UConn Provost Mun Choi and Engineering Dean Kazem Kazerounian. (Defining Studios)

Kazerounian and UConn Provost Mun Choi both asked the young engineers receiving scholarships to someday support young students as well.

“We wouldn’t be here without our sponsors- corporate sponsors to individual donors- who want to give back to the next generation,” Choi said. “When you are their age and when you are of financial means to make a difference, think about making a contribution to the University of Connecticut or any other organization that provides opportunities for the next generation to pursue their dreams.”

Senior Vice President of Operations at Pratt & Whitney Danny Di Perna, the sponsor guest speaker, encouraged the students present to consider the deep commitment engineering represents to the world.

“It’s not about the salary, it’s about the pride and responsibility that you all have […] to contribute positively to society,” Di Perna said.

Danny Di Perna

Senior Vice President of Operations at Pratt & Whitney Danny Di Perna. (Defining Studios)

Di Perna also suggested that students take their time, and not advance too fast- that it’s more rewarding to be an engineer than it is to be a manager.

Senior Associate Dean of Engineering Michael Accorsi said he first fell in love with engineering in statics class, learning how Newton’s laws are applied.

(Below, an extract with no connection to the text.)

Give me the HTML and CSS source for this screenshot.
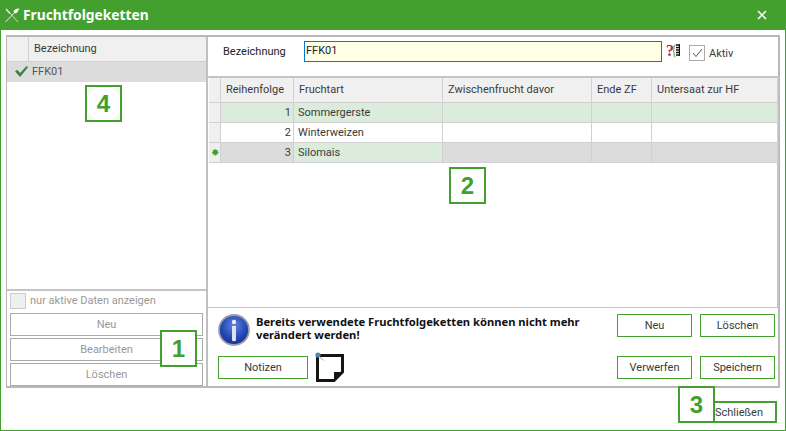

Accorsi then paraphrased a story about Newton from Richard Westfall’s biography. Newton came from humble beginnings, and first went to Cambridge as a servant while also studying. He came into his own when he got a scholarship, which allowed him to focus on his studies and not worry about his place at the university.

“Newton now received room and board from the college, and a stipend. More importantly, he received the assurance of at least four more years of unrestrained study. The threat had been lifted. He abandoned himself completely to the studies he had found.  The tentativeness suggested by his early, unfinished notes vanished, to be replaced by the passionate study of a man possessed.” Accorsi said.